AAAI2026
CoRe-Fed: Bridging Collaborative and Representation Fairness via Federated Embedding Distillation
Noorain Mukhtiar, Adnan Mahmood, Quan Z. Sheng
Abstract
With the proliferation of distributed data sources, Federated Learning (FL) has emerged as a key approach to enable collaborative intelligence through decentralized model training while preserving data privacy. However, conventional FL algorithms often suffer from performance disparities across clients caused by heterogeneous data distributions and unequal participation, which leads to unfair outcomes. Specifically, we focus on two core fairness challenges, i.e., representation bias, arising from misaligned client representations, and collaborative bias, stemming from inequitable contribution during aggregation, both of which degrade model performance and generalizability. To mitigate these disparities, we propose CoRe-Fed, a unified optimization framework that bridges collaborative and representation fairness via embedding-level regularization and fairness-aware aggregation. Initially, an alignment-driven mechanism promotes semantic consistency between local and global embeddings to reduce representational divergence. Subsequently, a dynamic reward-penalty-based aggregation strategy adjusts each client's weight based on participation history and embedding alignment to ensure contribution-aware aggregation.

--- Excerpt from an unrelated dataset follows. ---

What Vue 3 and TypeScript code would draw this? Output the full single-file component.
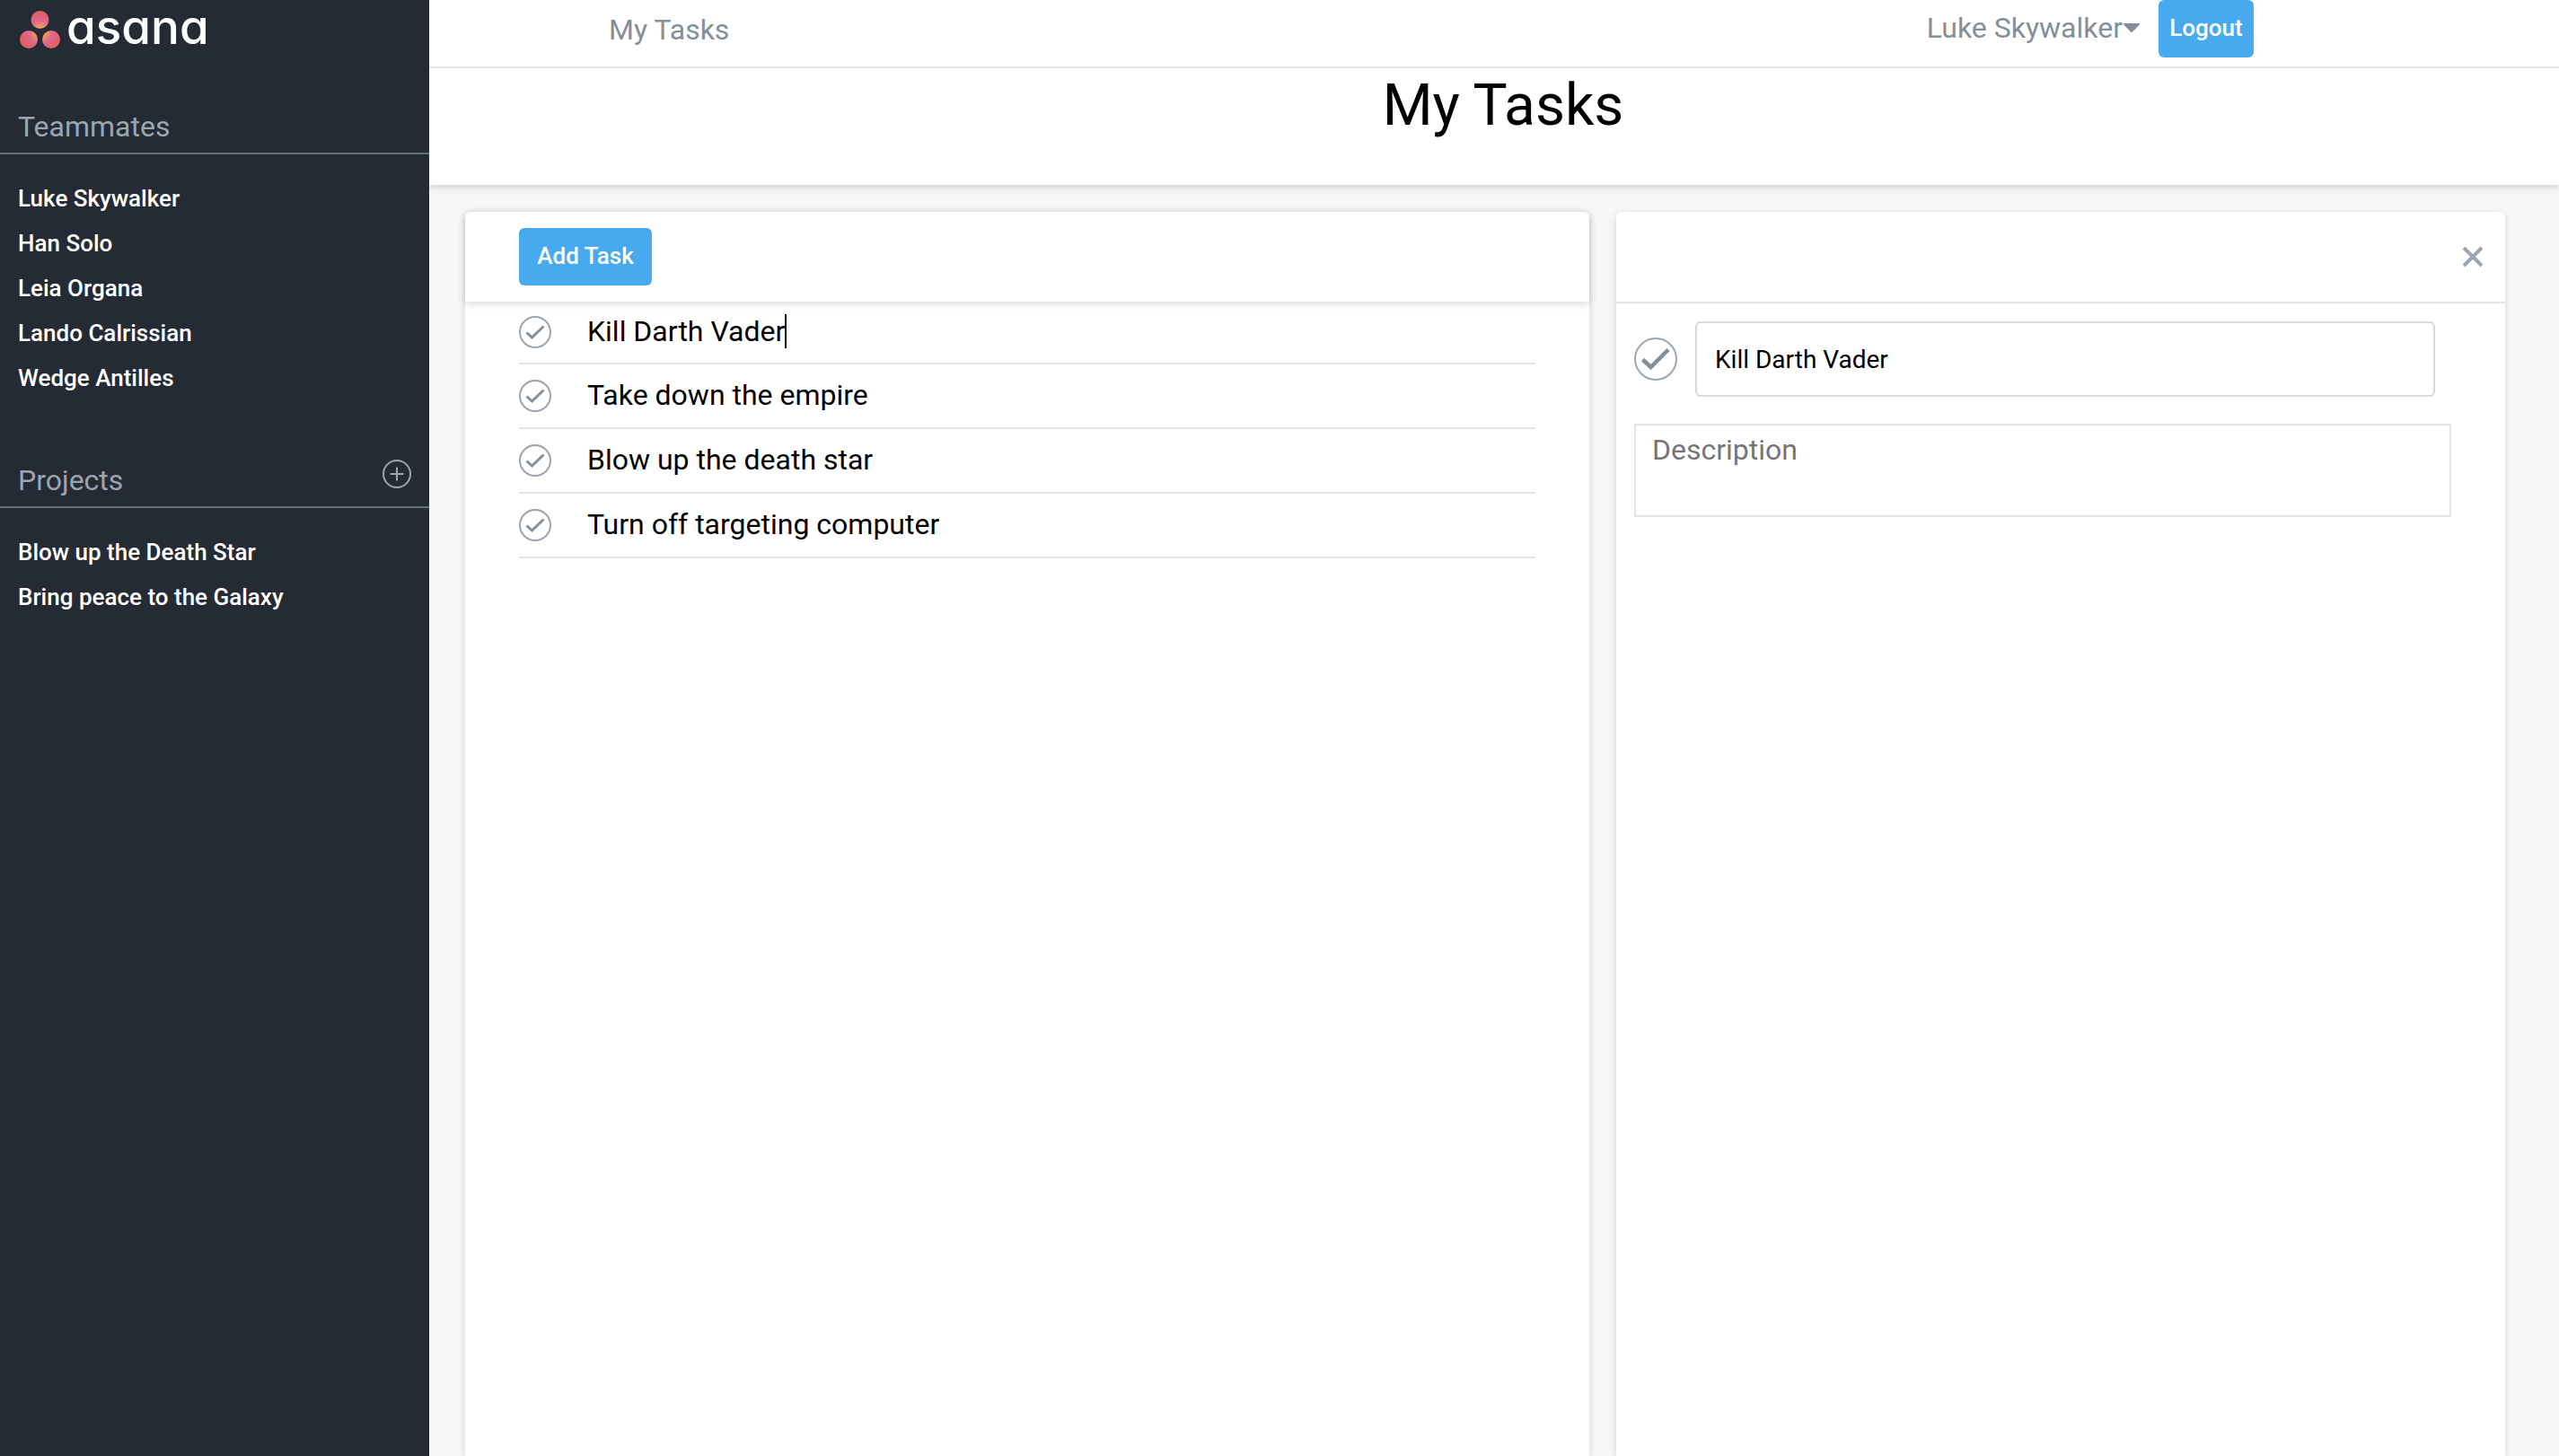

Extensive experiments across diverse models and datasets demonstrate that CoRe-Fed improves both fairness and model performance over the state-of-the-art baseline algorithms. Code - https://github.com/Noorain1/CoRe-Fed Introduction Federated Learning (FL) has gained widespread adoption as a decentralized learning framework that enables multiple devices, sensors, or edge nodes (collectively referred to as clients or participants) to collaboratively train Machine Learning (ML) models without directly sharing their raw data, thus preserving data privacy (Woisetschläger et al. 2024) . However, despite its growing popularity, traditional FL encounters several challenges, particularly, in ensuring fair and unbiased model performance across clients with heterogeneous data distribution and varying participation frequency. These discrepancies result in models that perform disproportionately well on certain clients, while neglecting others, a phenomenon referred to as performance bias.